■ Raw records:
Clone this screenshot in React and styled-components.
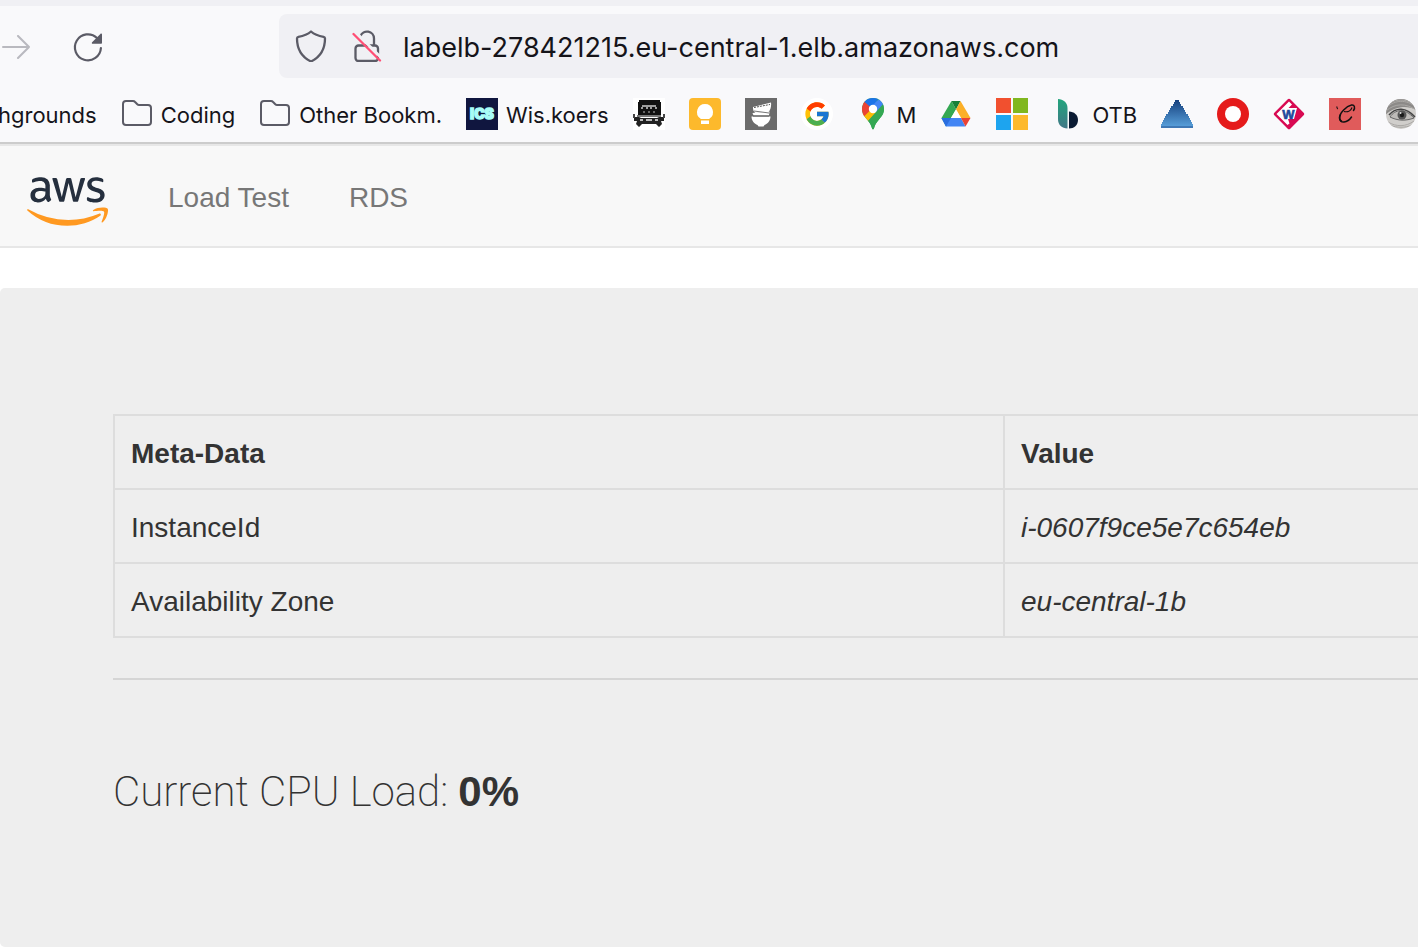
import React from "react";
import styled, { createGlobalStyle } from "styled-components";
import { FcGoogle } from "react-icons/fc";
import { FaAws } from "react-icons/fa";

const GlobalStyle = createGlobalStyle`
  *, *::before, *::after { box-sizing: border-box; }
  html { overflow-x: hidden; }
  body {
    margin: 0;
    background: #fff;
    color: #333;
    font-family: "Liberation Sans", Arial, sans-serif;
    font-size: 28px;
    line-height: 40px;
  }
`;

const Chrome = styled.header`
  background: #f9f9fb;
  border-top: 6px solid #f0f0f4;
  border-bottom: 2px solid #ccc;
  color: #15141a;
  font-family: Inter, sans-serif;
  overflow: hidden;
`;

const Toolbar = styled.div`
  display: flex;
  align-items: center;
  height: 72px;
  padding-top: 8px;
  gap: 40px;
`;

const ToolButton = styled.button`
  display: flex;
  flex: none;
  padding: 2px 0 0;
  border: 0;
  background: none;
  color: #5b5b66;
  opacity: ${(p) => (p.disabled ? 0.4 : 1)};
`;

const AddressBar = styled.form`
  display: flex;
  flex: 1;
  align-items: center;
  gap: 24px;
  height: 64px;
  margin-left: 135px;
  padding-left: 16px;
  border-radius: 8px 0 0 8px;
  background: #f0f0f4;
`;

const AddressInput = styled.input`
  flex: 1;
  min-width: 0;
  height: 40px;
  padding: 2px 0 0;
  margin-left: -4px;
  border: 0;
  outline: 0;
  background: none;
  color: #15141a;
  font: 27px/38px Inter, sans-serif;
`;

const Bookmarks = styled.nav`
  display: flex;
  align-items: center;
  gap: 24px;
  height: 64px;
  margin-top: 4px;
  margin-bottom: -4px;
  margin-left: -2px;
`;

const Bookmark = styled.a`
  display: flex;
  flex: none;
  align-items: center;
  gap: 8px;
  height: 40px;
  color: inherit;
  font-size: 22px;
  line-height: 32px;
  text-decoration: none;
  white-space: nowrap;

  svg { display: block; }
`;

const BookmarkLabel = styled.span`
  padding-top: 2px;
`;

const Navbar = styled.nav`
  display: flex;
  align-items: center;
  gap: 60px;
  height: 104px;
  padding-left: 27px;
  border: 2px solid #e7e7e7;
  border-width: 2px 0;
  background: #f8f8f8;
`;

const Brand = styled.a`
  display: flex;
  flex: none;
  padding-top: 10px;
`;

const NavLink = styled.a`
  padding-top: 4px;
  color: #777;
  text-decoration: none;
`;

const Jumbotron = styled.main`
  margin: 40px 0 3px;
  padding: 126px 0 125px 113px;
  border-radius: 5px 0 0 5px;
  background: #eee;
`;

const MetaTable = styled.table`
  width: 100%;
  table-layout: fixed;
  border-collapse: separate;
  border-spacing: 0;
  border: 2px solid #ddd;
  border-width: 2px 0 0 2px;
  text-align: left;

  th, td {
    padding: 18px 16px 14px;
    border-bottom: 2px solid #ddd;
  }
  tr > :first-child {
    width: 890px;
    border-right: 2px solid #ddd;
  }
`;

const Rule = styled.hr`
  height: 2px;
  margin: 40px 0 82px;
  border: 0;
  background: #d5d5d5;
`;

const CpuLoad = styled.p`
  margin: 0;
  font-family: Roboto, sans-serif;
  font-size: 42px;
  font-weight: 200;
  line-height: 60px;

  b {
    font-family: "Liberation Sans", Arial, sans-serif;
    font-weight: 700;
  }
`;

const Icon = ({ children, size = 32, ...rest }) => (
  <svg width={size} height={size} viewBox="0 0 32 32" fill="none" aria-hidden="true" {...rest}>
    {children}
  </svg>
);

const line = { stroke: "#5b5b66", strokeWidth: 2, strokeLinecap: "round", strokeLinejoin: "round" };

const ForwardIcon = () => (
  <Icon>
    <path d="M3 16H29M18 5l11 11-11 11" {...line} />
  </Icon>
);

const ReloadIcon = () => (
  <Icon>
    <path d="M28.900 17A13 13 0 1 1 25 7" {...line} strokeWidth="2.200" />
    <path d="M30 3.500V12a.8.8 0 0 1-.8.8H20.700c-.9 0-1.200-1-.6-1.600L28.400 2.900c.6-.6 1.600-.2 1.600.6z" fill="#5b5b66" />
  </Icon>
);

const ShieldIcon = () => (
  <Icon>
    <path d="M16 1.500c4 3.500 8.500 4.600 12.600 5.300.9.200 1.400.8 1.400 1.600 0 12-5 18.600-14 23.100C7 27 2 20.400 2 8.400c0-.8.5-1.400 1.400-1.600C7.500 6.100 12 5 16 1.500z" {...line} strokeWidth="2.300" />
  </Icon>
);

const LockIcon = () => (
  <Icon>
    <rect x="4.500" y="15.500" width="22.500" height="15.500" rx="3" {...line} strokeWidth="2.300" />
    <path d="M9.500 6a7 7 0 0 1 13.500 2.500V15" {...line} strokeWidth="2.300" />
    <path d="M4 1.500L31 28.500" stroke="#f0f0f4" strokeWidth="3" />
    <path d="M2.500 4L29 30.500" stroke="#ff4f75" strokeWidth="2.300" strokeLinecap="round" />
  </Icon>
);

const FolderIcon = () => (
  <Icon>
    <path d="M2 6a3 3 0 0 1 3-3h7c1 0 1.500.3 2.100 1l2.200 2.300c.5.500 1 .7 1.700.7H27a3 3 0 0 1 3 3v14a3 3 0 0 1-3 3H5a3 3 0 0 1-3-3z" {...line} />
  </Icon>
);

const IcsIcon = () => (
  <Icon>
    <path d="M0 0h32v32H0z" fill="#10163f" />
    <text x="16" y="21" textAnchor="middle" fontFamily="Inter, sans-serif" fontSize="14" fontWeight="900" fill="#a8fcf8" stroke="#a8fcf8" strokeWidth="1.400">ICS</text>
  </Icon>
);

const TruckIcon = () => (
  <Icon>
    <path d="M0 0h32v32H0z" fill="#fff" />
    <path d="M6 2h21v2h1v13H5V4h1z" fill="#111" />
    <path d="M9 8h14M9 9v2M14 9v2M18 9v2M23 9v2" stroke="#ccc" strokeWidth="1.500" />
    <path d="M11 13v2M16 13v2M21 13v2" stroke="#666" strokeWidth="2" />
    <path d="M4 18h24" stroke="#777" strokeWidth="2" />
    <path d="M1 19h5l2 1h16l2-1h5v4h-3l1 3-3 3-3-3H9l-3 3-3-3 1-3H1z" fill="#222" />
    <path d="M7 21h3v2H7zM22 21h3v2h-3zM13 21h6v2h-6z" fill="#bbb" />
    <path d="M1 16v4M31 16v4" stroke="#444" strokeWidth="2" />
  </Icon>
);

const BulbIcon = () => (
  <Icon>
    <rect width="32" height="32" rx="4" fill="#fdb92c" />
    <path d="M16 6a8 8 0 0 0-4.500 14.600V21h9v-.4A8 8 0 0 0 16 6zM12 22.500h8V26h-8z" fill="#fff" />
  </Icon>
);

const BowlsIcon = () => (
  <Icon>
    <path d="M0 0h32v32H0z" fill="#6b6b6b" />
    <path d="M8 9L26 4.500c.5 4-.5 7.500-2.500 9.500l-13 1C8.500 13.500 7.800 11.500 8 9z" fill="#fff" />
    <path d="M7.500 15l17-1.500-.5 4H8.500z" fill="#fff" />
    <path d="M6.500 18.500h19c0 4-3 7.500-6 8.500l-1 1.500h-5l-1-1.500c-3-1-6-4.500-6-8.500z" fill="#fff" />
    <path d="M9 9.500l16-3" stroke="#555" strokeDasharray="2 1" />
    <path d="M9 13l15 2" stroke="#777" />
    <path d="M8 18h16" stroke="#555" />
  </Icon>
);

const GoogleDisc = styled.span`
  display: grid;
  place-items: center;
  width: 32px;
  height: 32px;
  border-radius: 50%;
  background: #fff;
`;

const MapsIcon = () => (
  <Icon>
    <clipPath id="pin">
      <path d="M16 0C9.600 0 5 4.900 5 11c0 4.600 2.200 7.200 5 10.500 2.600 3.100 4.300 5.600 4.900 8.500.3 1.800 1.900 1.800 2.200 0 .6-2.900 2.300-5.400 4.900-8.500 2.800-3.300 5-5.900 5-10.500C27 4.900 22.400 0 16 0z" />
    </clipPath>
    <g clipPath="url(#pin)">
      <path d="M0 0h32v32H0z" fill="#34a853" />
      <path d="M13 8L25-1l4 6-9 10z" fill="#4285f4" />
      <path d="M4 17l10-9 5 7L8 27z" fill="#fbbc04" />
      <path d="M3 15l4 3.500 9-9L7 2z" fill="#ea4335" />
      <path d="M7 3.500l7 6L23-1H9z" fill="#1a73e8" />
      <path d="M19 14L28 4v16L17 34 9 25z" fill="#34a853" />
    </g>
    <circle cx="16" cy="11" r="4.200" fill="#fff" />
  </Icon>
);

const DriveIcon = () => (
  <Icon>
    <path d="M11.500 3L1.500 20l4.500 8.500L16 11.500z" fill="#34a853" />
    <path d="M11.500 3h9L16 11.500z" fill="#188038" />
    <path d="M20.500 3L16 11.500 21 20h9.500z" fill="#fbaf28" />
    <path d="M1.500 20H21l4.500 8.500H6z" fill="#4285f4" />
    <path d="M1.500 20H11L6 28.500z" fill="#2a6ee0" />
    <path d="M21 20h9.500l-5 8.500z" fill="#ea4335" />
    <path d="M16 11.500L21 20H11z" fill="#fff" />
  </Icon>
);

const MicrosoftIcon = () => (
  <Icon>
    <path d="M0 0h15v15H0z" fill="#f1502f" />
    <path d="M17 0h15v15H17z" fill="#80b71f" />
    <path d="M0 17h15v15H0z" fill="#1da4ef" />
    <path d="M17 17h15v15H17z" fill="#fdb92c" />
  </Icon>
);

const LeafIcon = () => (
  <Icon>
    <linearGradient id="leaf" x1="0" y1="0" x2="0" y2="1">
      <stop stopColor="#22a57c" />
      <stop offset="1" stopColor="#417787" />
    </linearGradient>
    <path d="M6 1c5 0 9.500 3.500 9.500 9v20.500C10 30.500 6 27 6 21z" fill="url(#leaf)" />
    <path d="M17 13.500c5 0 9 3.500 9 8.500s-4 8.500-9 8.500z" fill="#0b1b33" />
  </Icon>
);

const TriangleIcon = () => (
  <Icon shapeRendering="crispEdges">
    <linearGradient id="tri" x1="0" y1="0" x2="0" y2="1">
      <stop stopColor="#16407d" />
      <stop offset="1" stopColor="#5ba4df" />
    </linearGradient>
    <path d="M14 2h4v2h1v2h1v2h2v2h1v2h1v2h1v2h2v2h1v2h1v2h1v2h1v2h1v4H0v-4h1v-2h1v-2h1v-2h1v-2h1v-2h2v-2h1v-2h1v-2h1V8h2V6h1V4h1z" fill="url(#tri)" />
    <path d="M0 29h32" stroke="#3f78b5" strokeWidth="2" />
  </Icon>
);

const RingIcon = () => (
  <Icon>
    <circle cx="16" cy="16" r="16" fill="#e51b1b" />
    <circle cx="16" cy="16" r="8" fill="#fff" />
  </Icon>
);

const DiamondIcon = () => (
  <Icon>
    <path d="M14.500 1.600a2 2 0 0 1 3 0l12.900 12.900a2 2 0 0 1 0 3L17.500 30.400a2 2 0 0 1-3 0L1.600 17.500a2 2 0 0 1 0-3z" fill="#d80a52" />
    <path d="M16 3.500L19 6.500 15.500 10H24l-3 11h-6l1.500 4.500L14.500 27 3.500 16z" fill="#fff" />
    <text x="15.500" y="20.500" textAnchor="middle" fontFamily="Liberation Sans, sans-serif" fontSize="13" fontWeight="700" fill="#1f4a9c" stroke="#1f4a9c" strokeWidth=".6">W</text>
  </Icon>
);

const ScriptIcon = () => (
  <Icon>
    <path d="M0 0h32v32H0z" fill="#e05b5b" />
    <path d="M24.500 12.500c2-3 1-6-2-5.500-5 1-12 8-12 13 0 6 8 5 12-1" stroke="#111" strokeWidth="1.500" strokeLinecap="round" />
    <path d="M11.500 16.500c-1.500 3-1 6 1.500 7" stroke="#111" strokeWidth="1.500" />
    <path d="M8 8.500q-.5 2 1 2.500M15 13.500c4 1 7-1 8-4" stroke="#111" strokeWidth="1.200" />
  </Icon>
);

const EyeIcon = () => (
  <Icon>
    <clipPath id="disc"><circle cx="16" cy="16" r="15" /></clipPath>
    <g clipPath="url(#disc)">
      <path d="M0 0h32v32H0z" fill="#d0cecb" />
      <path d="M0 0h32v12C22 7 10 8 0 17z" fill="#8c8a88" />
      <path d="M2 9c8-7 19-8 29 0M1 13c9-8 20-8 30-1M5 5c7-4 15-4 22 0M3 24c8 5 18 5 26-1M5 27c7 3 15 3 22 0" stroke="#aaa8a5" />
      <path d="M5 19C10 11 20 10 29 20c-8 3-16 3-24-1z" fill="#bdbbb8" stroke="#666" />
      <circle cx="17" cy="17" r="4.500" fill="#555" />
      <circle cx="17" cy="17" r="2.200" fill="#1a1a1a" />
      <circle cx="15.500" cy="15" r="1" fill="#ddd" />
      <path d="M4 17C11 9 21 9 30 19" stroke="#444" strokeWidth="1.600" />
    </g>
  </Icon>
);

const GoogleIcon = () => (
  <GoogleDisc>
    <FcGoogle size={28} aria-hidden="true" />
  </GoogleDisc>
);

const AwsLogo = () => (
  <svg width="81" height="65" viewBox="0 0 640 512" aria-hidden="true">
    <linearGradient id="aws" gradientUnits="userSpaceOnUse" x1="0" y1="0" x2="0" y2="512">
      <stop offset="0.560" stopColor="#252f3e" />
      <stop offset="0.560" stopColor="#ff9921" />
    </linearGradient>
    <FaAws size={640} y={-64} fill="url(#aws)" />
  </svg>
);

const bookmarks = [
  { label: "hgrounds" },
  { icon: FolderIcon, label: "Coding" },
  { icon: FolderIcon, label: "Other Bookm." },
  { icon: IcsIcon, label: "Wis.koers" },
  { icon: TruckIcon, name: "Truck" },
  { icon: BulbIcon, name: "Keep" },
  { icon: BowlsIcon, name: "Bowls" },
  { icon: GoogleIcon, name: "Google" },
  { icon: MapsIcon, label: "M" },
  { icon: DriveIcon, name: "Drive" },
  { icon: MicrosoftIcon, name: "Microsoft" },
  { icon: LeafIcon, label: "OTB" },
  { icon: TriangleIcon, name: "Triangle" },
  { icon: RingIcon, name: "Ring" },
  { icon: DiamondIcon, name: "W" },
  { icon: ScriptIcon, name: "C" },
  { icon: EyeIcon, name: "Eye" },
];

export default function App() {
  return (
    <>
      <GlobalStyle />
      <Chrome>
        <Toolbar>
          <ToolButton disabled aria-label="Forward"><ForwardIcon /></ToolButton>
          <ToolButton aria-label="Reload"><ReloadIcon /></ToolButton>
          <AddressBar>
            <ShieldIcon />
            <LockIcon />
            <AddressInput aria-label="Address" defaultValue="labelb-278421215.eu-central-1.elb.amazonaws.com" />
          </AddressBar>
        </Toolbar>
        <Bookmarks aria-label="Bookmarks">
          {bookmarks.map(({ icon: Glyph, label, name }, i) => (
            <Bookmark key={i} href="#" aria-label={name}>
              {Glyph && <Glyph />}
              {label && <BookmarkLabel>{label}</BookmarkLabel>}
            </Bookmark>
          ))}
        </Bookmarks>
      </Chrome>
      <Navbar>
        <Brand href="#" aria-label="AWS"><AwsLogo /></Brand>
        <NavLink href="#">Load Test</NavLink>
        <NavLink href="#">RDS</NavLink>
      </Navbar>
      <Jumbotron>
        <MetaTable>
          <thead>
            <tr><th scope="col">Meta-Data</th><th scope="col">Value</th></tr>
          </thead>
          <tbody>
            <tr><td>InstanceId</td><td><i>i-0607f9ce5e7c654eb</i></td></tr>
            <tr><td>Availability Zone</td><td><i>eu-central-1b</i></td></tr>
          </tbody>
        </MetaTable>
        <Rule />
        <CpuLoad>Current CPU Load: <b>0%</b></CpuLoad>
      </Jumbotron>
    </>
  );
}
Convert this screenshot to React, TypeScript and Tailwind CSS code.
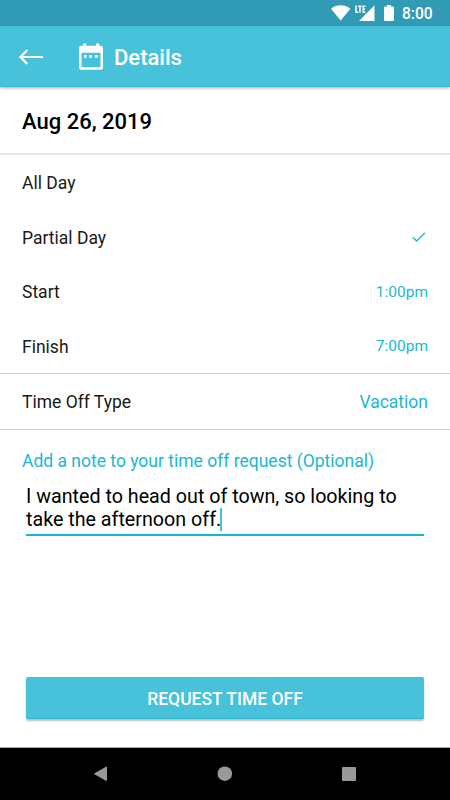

■ Problem details: From the data above, copy each line that holds "components".

■ Full output:
Clone this screenshot in React and styled-components.
import styled, { createGlobalStyle } from "styled-components";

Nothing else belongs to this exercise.